3. First Steps in Making Music
When I have a profound or moving aesthetic experience, I often wish I were able to create something like it myself. I’ve felt a strong impulse to make art in various ways. Sometimes the artistic achievement seems too impossibly distant (painting like Rembrandt, for example, or playing the cello like Yo Yo Ma) and I quickly dismiss the impulse. For many years, I pursued the impulse to write poetry and fiction, because even though I never imagined I could write like William Stafford or William Trevor, some more modest creation seemed within my grasp.
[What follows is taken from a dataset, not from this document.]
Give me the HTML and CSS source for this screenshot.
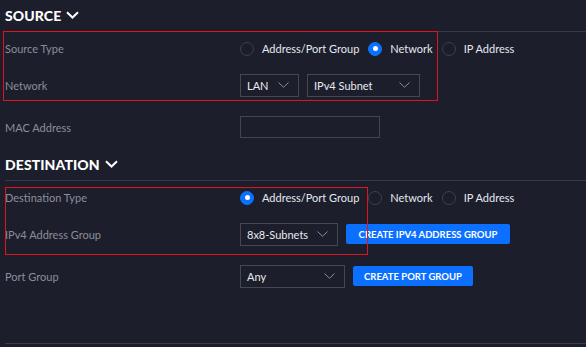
FILE: index.html
```html
<!DOCTYPE html>
<html lang="en">

<head>
    <meta charset="UTF-8">
    <title>Traffic Rule</title>
    <link rel="stylesheet" href="styles.css">
</head>

<body>
    <main class="rule">
        <!-- kilde -->
        <section class="blok">
            <h2 class="blok-titel">SOURCE
                <svg class="pil" width="13" height="8" viewBox="0 0 13 8"><path d="M1 1.2 L6.5 6.5 L12 1.2" fill="none" stroke="#fff" stroke-width="2"/></svg>
            </h2>
            <div class="linje"></div>
            <div class="markering markering-kilde"></div>

            <div class="felt felt-type">
                <p class="etiket">Source Type</p>
                <div class="valg">
                    <label class="radio"><span class="cirkel"></span>Address/Port Group</label>
                    <label class="radio"><span class="cirkel valgt"></span>Network</label>
                    <label class="radio"><span class="cirkel"></span>IP Address</label>
                </div>
            </div>

            <div class="felt felt-net">
                <p class="etiket">Network</p>
                <div class="valg">
                    <div class="select select-lan">LAN<svg class="ned" width="11" height="6" viewBox="0 0 11 6"><path d="M0.5 0.5 L5.5 5.3 L10.5 0.5" fill="none" stroke="#8a8d99" stroke-width="1"/></svg></div>
                    <div class="select select-subnet">IPv4 Subnet<svg class="ned" width="11" height="6" viewBox="0 0 11 6"><path d="M0.5 0.5 L5.5 5.3 L10.5 0.5" fill="none" stroke="#8a8d99" stroke-width="1"/></svg></div>
                </div>
            </div>

            <div class="felt felt-mac">
                <p class="etiket">MAC Address</p>
                <div class="valg">
                    <div class="input"></div>
                </div>
            </div>
        </section>

        <!-- destination -->
        <section class="blok">
            <h2 class="blok-titel">DESTINATION
                <svg class="pil" width="13" height="8" viewBox="0 0 13 8"><path d="M1 1.2 L6.5 6.5 L12 1.2" fill="none" stroke="#fff" stroke-width="2"/></svg>
            </h2>
            <div class="linje"></div>
            <div class="markering markering-dest"></div>

            <div class="felt felt-type">
                <p class="etiket">Destination Type</p>
                <div class="valg">
                    <label class="radio"><span class="cirkel valgt"></span>Address/Port Group</label>
                    <label class="radio"><span class="cirkel"></span>Network</label>
                    <label class="radio"><span class="cirkel"></span>IP Address</label>
                </div>
            </div>

            <div class="felt felt-gruppe">
                <p class="etiket">IPv4 Address Group</p>
                <div class="valg">
                    <div class="select select-gruppe">8x8-Subnets<svg class="ned" width="11" height="6" viewBox="0 0 11 6"><path d="M0.5 0.5 L5.5 5.3 L10.5 0.5" fill="none" stroke="#8a8d99" stroke-width="1"/></svg></div>
                    <button class="knap knap-ipv4">CREATE IPV4 ADDRESS GROUP</button>
                </div>
            </div>

            <div class="felt felt-port">
                <p class="etiket">Port Group</p>
                <div class="valg">
                    <div class="select select-any">Any<svg class="ned" width="11" height="6" viewBox="0 0 11 6"><path d="M0.5 0.5 L5.5 5.3 L10.5 0.5" fill="none" stroke="#8a8d99" stroke-width="1"/></svg></div>
                    <button class="knap knap-port">CREATE PORT GROUP</button>
                </div>
            </div>
        </section>

        <div class="bund-linje"></div>
    </main>
</body></html>
```

FILE: styles.css
```css
* {
    box-sizing: border-box;
    padding: 0;
    margin: 0;
}

body {
    background-color: #1c1e2c;
    font-family: Lato, "Open Sans", sans-serif;
    color: #e4e6ec;
    overflow: hidden;
}

.rule {
    padding-left: 5px;
    height: 347px;
}

.blok {
    position: relative;
}

.blok-titel {
    display: flex;
    align-items: center;
    gap: 5px;
    height: 31px;
    font-size: 14px;
    font-weight: 900;
    color: #ffffff;
    letter-spacing: 0.1px;
}

.pil {
    margin-top: -2px;
}

.linje {
    height: 1px;
    background-color: #363947;
}

.felt {
    display: flex;
    align-items: center;
}

.felt-type {
    height: 33px;
}

.felt-net {
    height: 40px;
}

.felt-mac {
    height: 44px;
}

.felt-gruppe {
    height: 40px;
}

.felt-port {
    height: 44px;
}

.etiket {
    width: 235px;
    flex-shrink: 0;
    font-size: 11px;
    color: #8b8e9a;
}

.valg {
    display: flex;
    align-items: center;
    gap: 8px;
}

.radio {
    display: flex;
    align-items: center;
    gap: 8px;
    font-size: 11px;
    color: #e6e8ee;
    margin-right: 1px;
}

.cirkel {
    width: 14px;
    height: 14px;
    border-radius: 50%;
    border: 1px solid #3d404d;
    display: flex;
    align-items: center;
    justify-content: center;
}

.cirkel.valgt {
    background-color: #0b72ff;
    border-color: #0b72ff;
}

.cirkel.valgt::after {
    content: "";
    width: 5px;
    height: 5px;
    border-radius: 50%;
    background-color: #ffffff;
}

.select {
    display: flex;
    align-items: center;
    justify-content: space-between;
    height: 23px;
    padding: 0 9px 0 6px;
    border: 1px solid #454853;
    font-size: 11px;
    color: #e8eaef;
}

.select-lan {
    width: 59px;
}

.select-subnet {
    width: 113px;
}

.select-gruppe {
    width: 98px;
}

.select-any {
    width: 105px;
}

.input {
    width: 140px;
    height: 22px;
    border: 1px solid #3e474c;
}

.knap {
    height: 20px;
    border: none;
    border-radius: 2px;
    background-color: #0b6fff;
    color: #ffffff;
    font-family: Lato, "Open Sans", sans-serif;
    font-size: 9.5px;
    font-weight: 700;
    padding: 0;
    white-space: nowrap;
}

.knap-ipv4 {
    width: 164px;
}

.knap-port {
    width: 120px;
}

/* røde markeringer ligger oven på indholdet */
.markering {
    position: absolute;
    border: 1px solid #e0141e;
    pointer-events: none;
}

.markering-kilde {
    left: -2px;
    top: 31px;
    width: 435px;
    height: 70px;
}

.markering-dest {
    left: 0;
    top: 38px;
    width: 363px;
    height: 68px;
}

.bund-linje {
    margin-top: 45px;
    height: 1px;
    background-color: #3a3d4b;
}
```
When I look back at my life, I see that I’ve made several efforts at making music with various instruments. Like many middle-class children of my generation, I took piano lessons beginning in my grade school years. (There had always been an upright piano in our home, because my mother played some.) I continued lessons until I was in high school. I never felt able to read music well enough that I could sight-read a simple piece of music. I remember avoiding practicing, especially when I was little. My goal was to practice just enough to convince my teacher that I had practiced. Sometime around my junior year in high school, I tried to learn Beethoven’s Moonlight Sonata, but never got beyond the slow opening section. At the same time, I greatly admired Dave Brubeck and used to noodle around to a few chords in a primitive approximation of his piano playing.
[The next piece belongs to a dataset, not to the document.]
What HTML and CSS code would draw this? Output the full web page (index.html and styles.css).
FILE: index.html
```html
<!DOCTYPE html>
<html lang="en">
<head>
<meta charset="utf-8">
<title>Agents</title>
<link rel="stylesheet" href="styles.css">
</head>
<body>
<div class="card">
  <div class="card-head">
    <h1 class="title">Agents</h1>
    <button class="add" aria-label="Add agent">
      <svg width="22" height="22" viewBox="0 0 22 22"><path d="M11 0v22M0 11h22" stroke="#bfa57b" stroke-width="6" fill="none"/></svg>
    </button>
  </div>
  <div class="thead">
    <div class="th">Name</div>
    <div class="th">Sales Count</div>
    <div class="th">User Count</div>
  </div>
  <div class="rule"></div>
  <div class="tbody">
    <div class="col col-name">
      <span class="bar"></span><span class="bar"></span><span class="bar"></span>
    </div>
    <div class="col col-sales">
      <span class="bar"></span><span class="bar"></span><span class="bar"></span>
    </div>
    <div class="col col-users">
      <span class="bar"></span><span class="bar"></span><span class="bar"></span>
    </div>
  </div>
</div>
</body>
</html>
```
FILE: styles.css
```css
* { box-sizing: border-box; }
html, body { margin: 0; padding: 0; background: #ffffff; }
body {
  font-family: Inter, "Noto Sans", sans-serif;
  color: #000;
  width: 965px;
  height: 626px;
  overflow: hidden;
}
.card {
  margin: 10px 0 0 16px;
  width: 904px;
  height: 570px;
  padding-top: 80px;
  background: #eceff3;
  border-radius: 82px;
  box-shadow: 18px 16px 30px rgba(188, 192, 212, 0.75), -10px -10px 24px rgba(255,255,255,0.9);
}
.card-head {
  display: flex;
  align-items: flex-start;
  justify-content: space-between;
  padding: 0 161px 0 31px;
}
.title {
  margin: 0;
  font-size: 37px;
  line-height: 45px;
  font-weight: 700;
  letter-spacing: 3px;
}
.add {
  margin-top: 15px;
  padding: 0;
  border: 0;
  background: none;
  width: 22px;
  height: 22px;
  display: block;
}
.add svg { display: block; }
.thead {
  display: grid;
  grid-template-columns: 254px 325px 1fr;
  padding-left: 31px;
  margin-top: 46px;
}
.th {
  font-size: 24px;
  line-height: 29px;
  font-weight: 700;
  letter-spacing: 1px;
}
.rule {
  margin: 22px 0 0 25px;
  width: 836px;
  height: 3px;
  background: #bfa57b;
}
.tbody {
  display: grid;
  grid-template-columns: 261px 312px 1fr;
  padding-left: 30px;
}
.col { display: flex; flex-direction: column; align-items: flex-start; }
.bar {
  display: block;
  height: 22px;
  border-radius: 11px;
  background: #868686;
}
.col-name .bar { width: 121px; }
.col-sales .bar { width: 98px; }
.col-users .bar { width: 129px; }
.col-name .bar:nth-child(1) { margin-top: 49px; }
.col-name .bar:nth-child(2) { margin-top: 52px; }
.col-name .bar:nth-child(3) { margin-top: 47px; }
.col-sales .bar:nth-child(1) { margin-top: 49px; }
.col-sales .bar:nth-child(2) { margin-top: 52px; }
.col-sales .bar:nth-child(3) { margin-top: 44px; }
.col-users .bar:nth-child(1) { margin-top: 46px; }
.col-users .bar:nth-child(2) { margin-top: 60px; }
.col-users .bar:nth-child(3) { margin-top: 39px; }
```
I was always tapping on things as a young boy, so my family encouraged me to take up the drums. I took lessons and played snare drum and percussion in the Lawrence High School band and orchestra. (To the disappointment of some, this didn’t cause me to stop tapping, which continues to be a source of annoyance to my wife.) I remember admiring old-time jazz drummers like Gene Krupa (1909-1973) and Buddy Rich (1917-1987). One Christmas during my early teen years my parents—to my great surprise and delight—gave me a drum set with snare, bass, high hat and cymbal. I never felt like I was very good at it, but had fun pounding. I stopped playing after I went to college.
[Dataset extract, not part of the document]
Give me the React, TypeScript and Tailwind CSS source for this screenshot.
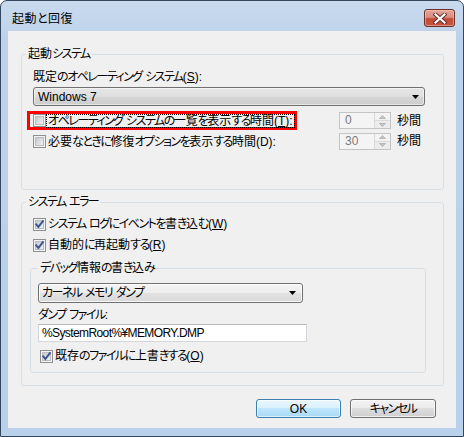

Some time during my late high school or early college years, I went through a period of admiring classical guitarists such as Julian Bream (born 1933) and Andrés Segovia (1893-1987), and flamenco guitarist Carlos Montoya (1903-1993). I took classical guitar lessons for a while and then got too busy or lost interest and abandoned them.
In the 1960s, I bought harmonicas and fooled around with them, but didn’t apply myself to learning to play properly. In the 1970s, I bought a tenor recorder and some music books and learned to play a few tunes. I found that quite satisfying even at the relatively simple level at which I could play. Then my life got complicated and I stopped playing, but I thought of getting back to it “one of these days.”